Muafiyet sayesinde Tayvan ve Güney Kore’deki çip şirketleri, ABD pazarına erişimde önemli bir avantaj elde etti. Yatırımcılar, kısa vadeli risklerin ötesinde bu şirketlerin uzun vadeli büyüme potansiyelini öne çıkarmaya başladı. Özellikle TSMC ve SK Hynix’in ABD’deki yatırımlarının getirdiği istikrar, şirket hisselerinin oynaklığını azaltarak güvenli yatırım kategorisine taşımış oldu.
Fed’in Sinyalleri ve Yatırımcı Davranışı
ABD Merkez Bankası’nın faiz indirimi olasılığı, finansal piyasalarda risk iştahını artırdı. Ekonomide büyümenin ivme kaybettiğine dair sinyaller ve istihdam piyasasındaki yavaşlama, Fed’in önümüzdeki dönemde faiz indirimi yoluna gitmesine zemin hazırlıyor. Bu beklenti, özellikle büyüme odaklı sektörlerdeki şirketlerin değerlenmesini tetikledi.
Teknoloji hisselerine yönelen yeni fon akımları, sadece ABD’de değil, dünyanın önde gelen borsalarında da karşılık buldu. Apple ve tedarik zinciri ortakları, Asya ve Avrupa merkezli üreticilerle birlikte borsa endekslerinde yukarı yönlü hareketi destekledi. Bu rüzgar, yatırımcıların teknoloji sektörüne olan ilgisini kalıcı hale getiren temel faktörlerden biri oldu.

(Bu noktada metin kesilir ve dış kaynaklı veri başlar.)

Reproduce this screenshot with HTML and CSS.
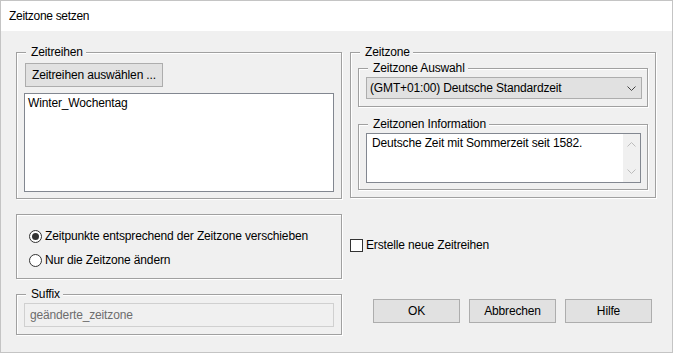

Teknoloji sektöründeki bu canlılık, ticaret politikası kararlarının ve büyük ölçekli yatırımların piyasa dengelerine ne denli hızlı etki ettiğini bir kez daha kanıtladı. Üretim rotasının yeniden şekillenmesi, yatırımcılar için hem yeni fırsatlar hem de risk yönetimi stratejilerinde güncelleme ihtiyacı doğurdu. Sektördeki bu hareketlilik, küresel sermaye akışlarının teknoloji hisseleri üzerinde belirleyici olmaya devam edeceğini gösteriyor.